- [Exercise instructions]: Check each line of the listing below for the string "React", and copy the ones that have it.

- [Raw data]:

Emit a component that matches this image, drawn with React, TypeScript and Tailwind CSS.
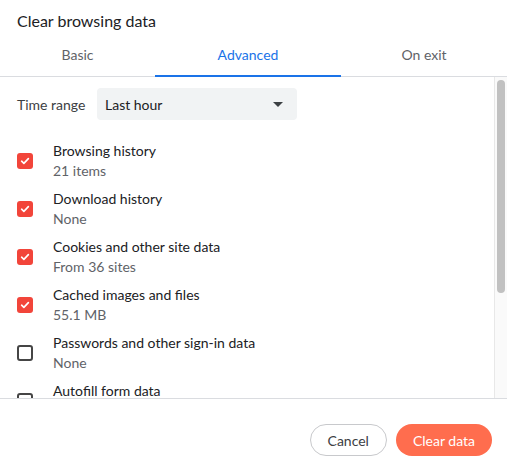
import React from 'react';

const items = [
  { title: 'Browsing history', sub: '21 items', checked: true },
  { title: 'Download history', sub: 'None', checked: true },
  { title: 'Cookies and other site data', sub: 'From 36 sites', checked: true },
  { title: 'Cached images and files', sub: '55.1 MB', checked: true },
  { title: 'Passwords and other sign-in data', sub: 'None', checked: false },
  { title: 'Autofill form data', sub: 'None', checked: false },
];

function Checkbox({ checked }: { checked: boolean }) {
  if (checked) {
    return (
      <div className="w-4 h-4 rounded-[3px] bg-[#f2453a] flex items-center justify-center shrink-0">
        <svg viewBox="0 0 16 16" className="w-3 h-3" fill="none" stroke="white" strokeWidth="2.2" strokeLinecap="round" strokeLinejoin="round">
          <path d="M3.5 8.3l3 2.8 6-6.2" />
        </svg>
      </div>
    );
  }
  return <div className="w-4 h-4 rounded-[3px] border-2 border-[#454545] shrink-0" />;
}

export default function App() {
  return (
    <div className="w-[507px] h-[470px] bg-white flex flex-col text-[#202124]" style={{ fontFamily: 'Lato, "Noto Sans", sans-serif' }}>
      <div className="px-[17px] pt-[9px] h-[38px] text-[16px]">Clear browsing data</div>

      <div className="flex h-[39px] border-b border-[#dadce0] text-[14px]">
        <div className="w-[155px] flex items-center justify-center pb-[6px] text-[#5f6368]">Basic</div>
        <div className="w-[186px] flex items-center justify-center pb-[6px] text-[#1a73e8] relative">
          Advanced
          <div className="absolute left-0 right-0 bottom-[-1px] h-[2px] bg-[#1a73e8]" />
        </div>
        <div className="flex-1 flex items-center justify-center pb-[6px] text-[#5f6368]">On exit</div>
      </div>

      <div className="flex h-[322px] border-b border-[#dadce0] overflow-hidden">
        <div className="flex-1 overflow-hidden">
          <div className="flex items-center pl-[17px] pt-[11px] pb-[17px] text-[14px]">
            <span className="text-[#3c4043] w-[80px]">Time range</span>
            <div className="w-[200px] h-[32px] rounded-[4px] bg-[#f1f3f4] flex items-center justify-between pl-[8px] pr-[14px]">
              <span>Last hour</span>
              <svg viewBox="0 0 10 5" className="w-[10px] h-[5px]"><path d="M0 0h10L5 5z" fill="#3c4043" /></svg>
            </div>
          </div>
          {items.map((it) => (
            <div key={it.title} className="flex items-center h-[48px] pl-[17px]">
              <Checkbox checked={it.checked} />
              <div className="pl-[20px] text-[14px] leading-[20px]">
                <div className="text-[#202124]">{it.title}</div>
                <div className="text-[#5f6368]">{it.sub}</div>
              </div>
            </div>
          ))}
        </div>
        <div className="w-[13px] border-l border-[#e8e8e8] bg-[#fafafa] pt-[3px] flex justify-center">
          <div className="w-[8px] h-[213px] rounded-full bg-[#c1c1c1]" />
        </div>
      </div>

      <div className="flex justify-end items-center gap-[9px] pr-[15px] pt-[25px]">
        <button className="h-[32px] px-[17px] rounded-full border border-[#c8c9cc] text-[14px] text-[#3c4043]">Cancel</button>
        <button className="h-[32px] px-[17px] rounded-full bg-[#ff6d4e] text-white text-[14px]">Clear data</button>
      </div>
    </div>
  );
}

- [Result]:
Emit a component that matches this image, drawn with React, TypeScript and Tailwind CSS.
import React from 'react';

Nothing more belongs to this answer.